Nigeria has been ruled by the military for 30 of the 47 years since independence but a coup is no longer likely, a BBC correspondent says.
Mr Yar'Adua was sworn in May - the first time one elected leader had handed power to another, although but the elections were widely condemned.
Former President Olusegun Obasanjo ordered a similar purge of the military shortly after his inauguration in 1999.
'Purely routine'
Mr Obasanjo, himself a beneficiary of a 1975 coup, said he wanted to rid Nigerian military of its penchant for plotting coups.
But the military says Mr Yar'Adua's motives for approving the retirement of 40 top army and air force commanders are different.

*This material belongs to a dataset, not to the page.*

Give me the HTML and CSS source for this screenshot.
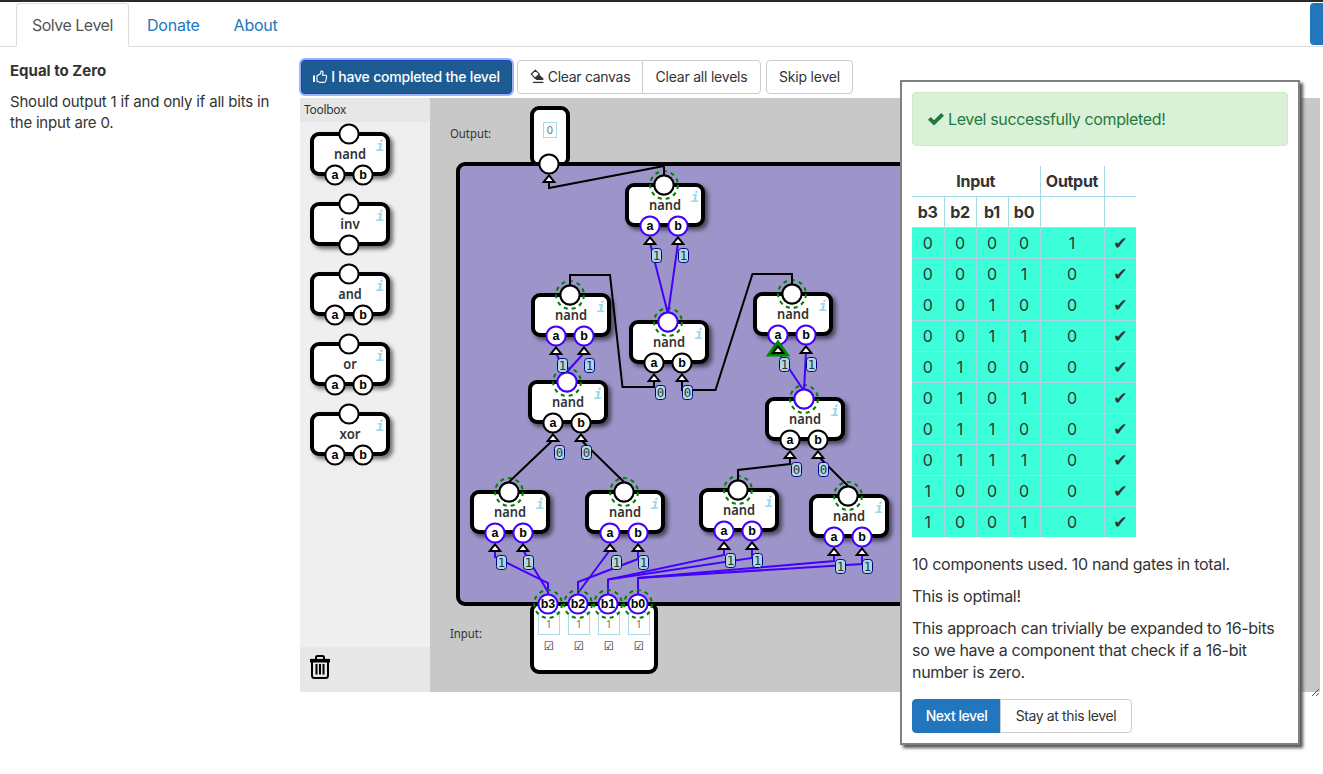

"We are now following due process and trying to go back to the best military traditions," Nigerian defence spokesman Col MD Yusuf told the BBC News website.
He also denied that any particular ethnic group was being targeted, which has led to unrest in the military in the past.
A spokesman for Mr Yar'Adua said the commanders were due to retire, having spent the required 35 years in service.
"No other motives should be ascribed to this purely routine movement of personnel in the armed forces," Olusegun Adeniyi said.
Mr Obasanjo became Nigeria's first democratically elected president after 16 years of military rule in 1999.